[Entries with page source code]
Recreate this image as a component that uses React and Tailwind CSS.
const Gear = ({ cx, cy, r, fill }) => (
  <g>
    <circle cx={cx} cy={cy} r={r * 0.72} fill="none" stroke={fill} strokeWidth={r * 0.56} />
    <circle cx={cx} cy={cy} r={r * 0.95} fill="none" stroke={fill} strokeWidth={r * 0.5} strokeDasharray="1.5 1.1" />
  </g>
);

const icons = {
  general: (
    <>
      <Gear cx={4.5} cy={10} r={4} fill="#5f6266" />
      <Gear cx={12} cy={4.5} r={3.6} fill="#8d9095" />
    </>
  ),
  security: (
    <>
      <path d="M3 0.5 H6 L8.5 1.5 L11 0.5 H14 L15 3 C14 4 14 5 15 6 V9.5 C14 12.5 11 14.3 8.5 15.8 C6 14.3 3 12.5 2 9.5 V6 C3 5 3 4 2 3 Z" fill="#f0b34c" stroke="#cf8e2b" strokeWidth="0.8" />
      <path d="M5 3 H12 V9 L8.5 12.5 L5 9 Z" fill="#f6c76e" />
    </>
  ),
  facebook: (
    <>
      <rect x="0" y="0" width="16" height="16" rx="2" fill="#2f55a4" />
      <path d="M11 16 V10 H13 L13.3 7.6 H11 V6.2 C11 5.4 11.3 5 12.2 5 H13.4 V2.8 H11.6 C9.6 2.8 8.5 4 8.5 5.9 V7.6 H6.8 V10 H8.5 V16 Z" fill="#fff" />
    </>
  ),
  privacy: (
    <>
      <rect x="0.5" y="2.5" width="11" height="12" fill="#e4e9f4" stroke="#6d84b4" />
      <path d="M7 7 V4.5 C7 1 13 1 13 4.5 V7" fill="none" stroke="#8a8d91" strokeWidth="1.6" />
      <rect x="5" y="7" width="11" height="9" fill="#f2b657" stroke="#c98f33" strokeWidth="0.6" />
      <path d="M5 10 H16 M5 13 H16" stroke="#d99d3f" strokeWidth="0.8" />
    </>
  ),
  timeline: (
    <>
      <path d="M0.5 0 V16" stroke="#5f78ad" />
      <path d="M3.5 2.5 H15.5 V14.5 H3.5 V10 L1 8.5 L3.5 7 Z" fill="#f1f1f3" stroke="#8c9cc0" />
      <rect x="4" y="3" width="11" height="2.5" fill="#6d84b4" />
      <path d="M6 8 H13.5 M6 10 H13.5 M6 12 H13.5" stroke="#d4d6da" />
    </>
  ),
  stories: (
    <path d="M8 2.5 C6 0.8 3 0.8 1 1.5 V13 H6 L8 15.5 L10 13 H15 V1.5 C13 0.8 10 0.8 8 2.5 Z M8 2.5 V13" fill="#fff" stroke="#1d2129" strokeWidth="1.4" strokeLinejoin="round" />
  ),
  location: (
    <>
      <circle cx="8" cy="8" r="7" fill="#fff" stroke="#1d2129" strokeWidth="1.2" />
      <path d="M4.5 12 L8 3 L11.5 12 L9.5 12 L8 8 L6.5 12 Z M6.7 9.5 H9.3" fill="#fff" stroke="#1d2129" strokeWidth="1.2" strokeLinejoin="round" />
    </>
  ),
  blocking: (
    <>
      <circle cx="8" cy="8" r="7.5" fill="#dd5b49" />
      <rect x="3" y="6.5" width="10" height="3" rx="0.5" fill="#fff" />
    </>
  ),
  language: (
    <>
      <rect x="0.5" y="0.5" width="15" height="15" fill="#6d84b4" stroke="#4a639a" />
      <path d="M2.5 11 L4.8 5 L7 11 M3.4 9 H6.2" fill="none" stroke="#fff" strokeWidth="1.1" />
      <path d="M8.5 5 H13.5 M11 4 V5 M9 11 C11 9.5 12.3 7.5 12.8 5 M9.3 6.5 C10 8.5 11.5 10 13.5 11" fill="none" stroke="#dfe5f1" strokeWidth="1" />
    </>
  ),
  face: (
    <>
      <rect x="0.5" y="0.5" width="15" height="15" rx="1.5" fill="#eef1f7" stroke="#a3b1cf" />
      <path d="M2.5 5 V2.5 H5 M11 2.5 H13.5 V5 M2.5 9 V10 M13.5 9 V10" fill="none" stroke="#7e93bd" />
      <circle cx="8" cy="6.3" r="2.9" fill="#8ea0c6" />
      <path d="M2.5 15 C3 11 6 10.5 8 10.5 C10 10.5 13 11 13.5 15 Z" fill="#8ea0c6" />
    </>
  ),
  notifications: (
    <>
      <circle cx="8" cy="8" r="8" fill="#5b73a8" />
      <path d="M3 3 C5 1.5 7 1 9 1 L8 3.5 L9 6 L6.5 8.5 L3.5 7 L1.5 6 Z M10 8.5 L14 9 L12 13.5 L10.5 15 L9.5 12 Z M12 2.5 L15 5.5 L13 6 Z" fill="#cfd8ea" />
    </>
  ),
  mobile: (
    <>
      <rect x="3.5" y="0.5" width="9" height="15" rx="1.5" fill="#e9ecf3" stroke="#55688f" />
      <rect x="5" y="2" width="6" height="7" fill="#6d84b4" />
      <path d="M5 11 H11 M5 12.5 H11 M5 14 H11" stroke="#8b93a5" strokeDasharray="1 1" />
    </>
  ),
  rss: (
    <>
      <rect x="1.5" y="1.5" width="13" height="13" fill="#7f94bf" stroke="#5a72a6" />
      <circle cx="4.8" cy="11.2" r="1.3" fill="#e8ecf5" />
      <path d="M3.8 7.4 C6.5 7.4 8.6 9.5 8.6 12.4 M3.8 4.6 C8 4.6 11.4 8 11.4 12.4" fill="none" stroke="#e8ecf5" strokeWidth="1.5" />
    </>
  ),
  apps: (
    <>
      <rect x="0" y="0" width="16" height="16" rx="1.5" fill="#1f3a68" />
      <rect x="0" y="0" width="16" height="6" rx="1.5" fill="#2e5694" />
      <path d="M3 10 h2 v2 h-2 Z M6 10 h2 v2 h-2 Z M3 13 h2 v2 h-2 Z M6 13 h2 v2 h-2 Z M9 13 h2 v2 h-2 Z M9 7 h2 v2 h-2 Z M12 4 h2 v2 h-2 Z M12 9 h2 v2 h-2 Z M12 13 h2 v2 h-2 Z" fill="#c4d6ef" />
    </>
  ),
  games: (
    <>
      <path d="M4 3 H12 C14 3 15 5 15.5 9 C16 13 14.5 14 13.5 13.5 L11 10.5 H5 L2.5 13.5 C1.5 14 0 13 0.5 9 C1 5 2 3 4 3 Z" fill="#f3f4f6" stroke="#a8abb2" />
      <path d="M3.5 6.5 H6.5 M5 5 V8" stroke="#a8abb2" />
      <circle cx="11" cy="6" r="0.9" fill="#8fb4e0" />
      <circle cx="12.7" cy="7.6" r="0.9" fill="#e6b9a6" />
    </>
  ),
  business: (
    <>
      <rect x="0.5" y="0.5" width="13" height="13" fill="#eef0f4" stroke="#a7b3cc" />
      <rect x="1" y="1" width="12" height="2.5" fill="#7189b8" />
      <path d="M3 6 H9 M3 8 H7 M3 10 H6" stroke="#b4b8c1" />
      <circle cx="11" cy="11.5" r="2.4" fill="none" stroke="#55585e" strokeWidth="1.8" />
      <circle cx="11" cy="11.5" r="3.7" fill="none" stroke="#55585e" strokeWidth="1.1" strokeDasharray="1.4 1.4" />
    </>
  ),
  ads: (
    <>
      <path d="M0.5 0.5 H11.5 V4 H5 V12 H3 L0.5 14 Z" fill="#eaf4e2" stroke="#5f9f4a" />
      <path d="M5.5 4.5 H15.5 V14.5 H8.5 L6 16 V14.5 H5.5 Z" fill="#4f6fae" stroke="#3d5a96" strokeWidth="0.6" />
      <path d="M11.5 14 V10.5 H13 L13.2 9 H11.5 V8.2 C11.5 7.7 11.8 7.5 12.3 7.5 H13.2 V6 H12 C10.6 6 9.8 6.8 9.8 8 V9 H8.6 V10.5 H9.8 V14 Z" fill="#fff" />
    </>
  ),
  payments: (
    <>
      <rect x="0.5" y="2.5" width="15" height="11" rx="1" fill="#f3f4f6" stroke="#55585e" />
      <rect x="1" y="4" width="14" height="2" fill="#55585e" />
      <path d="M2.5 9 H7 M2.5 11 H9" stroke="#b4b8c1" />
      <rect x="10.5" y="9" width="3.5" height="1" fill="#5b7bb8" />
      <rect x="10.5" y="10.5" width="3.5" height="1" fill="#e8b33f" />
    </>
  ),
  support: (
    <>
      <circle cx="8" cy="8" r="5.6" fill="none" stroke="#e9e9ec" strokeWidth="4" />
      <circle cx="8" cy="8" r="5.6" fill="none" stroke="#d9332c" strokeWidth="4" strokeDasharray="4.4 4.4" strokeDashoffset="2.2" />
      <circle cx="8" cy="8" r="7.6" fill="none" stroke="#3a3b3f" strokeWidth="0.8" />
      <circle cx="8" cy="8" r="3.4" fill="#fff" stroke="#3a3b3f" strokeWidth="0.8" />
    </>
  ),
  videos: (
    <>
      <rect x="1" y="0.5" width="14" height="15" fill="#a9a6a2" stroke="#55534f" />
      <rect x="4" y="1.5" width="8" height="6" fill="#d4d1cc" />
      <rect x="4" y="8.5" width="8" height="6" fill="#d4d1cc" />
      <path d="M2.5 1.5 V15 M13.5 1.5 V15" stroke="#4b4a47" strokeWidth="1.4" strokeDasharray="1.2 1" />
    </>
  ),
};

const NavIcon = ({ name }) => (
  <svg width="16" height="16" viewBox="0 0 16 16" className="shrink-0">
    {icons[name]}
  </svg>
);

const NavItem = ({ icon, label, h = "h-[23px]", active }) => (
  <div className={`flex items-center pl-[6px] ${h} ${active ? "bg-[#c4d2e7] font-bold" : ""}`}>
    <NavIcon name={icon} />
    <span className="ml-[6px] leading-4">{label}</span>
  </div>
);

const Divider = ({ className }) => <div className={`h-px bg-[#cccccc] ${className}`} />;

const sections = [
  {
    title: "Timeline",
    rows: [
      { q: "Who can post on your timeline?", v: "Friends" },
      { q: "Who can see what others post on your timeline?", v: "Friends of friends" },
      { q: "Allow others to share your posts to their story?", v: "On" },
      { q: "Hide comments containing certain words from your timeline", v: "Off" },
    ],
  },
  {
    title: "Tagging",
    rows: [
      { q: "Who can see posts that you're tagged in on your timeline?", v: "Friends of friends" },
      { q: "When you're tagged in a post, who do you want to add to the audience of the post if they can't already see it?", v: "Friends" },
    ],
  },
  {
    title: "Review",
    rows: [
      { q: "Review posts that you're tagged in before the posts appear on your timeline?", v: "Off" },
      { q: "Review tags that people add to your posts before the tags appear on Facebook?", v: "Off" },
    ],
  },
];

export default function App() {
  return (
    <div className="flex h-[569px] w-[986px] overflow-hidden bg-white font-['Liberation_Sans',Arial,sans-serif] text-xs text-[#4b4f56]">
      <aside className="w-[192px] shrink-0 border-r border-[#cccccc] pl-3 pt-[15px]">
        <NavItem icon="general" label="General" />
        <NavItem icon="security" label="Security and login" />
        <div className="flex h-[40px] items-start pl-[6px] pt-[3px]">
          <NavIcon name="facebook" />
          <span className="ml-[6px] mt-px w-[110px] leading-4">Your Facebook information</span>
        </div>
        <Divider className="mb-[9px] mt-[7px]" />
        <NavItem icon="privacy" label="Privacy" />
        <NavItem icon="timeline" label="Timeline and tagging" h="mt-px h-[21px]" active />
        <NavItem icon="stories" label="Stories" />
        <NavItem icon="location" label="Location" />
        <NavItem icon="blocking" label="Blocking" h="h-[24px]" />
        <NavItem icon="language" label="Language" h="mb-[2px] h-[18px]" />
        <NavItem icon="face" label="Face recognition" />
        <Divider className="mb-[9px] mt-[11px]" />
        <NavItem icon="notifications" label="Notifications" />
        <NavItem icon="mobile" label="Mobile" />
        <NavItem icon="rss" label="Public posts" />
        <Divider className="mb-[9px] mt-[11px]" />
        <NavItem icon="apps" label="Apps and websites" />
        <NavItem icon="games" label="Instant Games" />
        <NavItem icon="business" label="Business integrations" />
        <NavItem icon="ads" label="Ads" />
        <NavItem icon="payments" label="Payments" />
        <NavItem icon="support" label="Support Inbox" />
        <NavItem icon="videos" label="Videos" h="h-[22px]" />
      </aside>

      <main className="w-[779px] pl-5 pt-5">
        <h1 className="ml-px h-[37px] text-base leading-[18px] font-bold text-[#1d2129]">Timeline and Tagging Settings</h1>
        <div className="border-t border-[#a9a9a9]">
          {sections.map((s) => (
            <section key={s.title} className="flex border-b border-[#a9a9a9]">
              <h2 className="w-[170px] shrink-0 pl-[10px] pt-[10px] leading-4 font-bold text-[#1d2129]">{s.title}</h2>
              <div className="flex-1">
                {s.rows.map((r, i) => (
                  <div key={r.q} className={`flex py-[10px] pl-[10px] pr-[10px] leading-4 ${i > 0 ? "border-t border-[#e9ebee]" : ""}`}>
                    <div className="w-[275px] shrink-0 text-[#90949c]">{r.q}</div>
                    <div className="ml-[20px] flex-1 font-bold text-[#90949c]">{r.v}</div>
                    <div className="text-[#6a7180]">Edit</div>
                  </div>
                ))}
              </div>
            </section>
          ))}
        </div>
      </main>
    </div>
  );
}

---

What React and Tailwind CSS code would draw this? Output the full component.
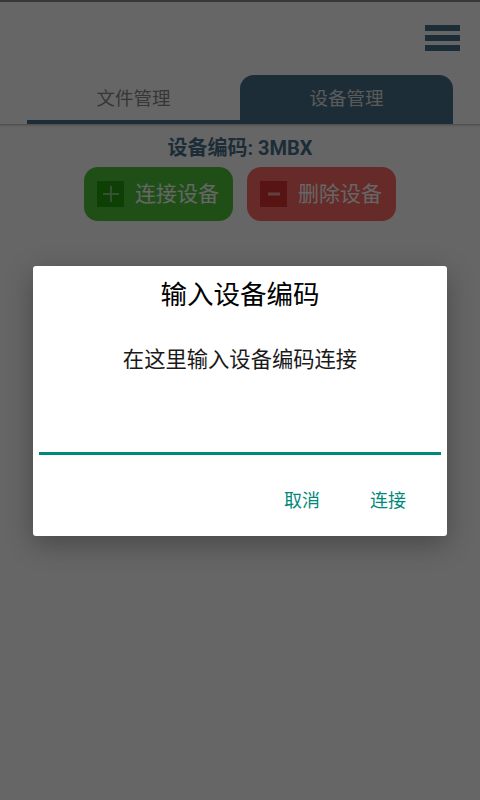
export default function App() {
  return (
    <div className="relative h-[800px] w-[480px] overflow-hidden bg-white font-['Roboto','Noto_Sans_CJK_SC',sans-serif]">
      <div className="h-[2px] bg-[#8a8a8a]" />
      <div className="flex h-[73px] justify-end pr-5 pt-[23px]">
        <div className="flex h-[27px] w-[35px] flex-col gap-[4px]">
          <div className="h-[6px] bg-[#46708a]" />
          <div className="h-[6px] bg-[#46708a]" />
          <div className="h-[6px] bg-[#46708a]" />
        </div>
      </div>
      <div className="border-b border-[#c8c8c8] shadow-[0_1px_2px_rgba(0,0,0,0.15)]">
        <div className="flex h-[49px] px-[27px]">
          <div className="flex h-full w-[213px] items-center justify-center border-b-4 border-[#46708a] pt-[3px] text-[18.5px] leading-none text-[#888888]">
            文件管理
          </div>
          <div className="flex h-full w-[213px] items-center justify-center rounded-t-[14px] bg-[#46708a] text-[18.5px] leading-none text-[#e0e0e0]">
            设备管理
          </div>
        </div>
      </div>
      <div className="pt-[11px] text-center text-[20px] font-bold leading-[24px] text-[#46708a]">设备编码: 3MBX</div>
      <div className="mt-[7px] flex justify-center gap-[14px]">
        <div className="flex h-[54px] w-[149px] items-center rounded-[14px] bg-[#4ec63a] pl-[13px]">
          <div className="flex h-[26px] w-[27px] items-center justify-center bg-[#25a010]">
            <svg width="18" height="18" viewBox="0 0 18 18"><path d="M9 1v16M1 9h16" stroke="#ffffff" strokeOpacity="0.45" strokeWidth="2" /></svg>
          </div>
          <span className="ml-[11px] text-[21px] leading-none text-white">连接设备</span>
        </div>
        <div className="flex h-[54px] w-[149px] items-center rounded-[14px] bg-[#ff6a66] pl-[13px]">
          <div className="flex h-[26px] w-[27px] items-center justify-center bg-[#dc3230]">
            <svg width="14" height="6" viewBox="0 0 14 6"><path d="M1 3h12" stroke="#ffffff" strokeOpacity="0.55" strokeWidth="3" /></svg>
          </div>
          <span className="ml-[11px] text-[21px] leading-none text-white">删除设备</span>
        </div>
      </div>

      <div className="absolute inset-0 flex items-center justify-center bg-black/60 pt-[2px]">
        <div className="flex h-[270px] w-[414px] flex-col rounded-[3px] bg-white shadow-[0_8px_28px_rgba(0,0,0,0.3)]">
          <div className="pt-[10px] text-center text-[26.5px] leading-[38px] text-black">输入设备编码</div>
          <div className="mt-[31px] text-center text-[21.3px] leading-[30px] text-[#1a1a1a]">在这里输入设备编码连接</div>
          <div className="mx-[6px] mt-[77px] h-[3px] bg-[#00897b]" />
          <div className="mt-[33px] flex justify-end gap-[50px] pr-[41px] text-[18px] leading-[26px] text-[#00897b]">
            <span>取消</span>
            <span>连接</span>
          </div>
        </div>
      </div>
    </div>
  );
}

:: Exercise requirements ::
Say the number of lines in the listing that hold "component", with no added words.

:: Exercise result ::
2